The Epic Fraud of Elizabeth Warren

Elizabeth Warren has claimed that she never used her supposed native American heritage for professional advantage, though the circumstantial evidence suggests otherwise. Late this afternoon the Bezos Bulletin reported (though not until the 8th paragraph, with no hint of the key fact in the headline or the lede) that Warren did in fact claim to be “American Indian” in her own handwriting in her application to the Texas Bar in 1986:

This ought to finish Warren, but probably won’t. The next step ought to be a release of Harvard Law School’s records to see whether they relied on representations from Warren about her bogus native American heritage in her personnel file, and counted her as such for “diversity” purposes.

Note how delicately the Post reports this:

Warren filled out the card by hand in neat blue ink and signed it. Dated April 1986, it is the first document to surface showing Warren making the claim in her own handwriting.
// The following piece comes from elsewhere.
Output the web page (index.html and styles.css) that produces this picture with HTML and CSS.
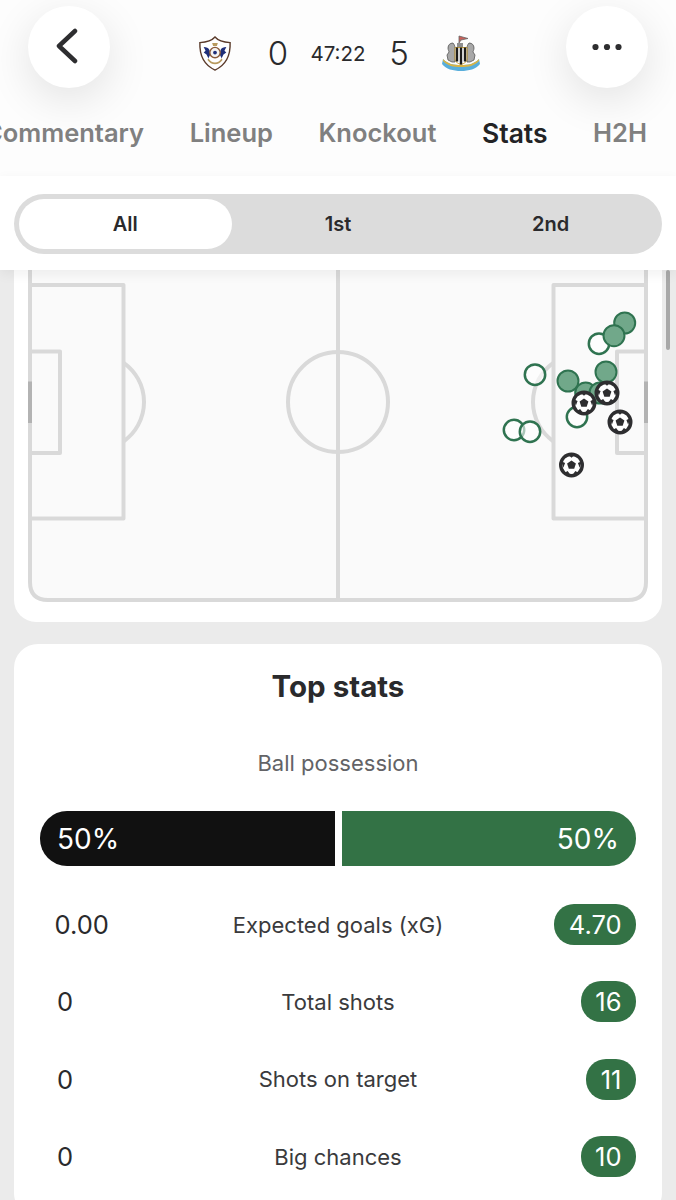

Her office didn’t dispute its authenticity.

For Warren, putting this chapter behind her is key to calming the nerves of Democrats who want a nominee who can move beyond any problems in their past and present a strong challenge to President Trump.

For the Democratic electorate, roiled by Trump’s racially insensitive comments, it’s become more important for a Democratic standard-bearer to show an understanding of issues related to race and identity.

The nascent 2020 Democratic field is already the most diverse in history, with two black senators, five women, a gay man and an Asian entrepreneur among the announced or potential candidates.

Curious how “diverse” doesn’t include any diversity of thought, since every single person in the field is a deep leftist.

Oh, and her “scholarship” is rather fraudulent, too, as Gail Heriot explored in this paper from 2006.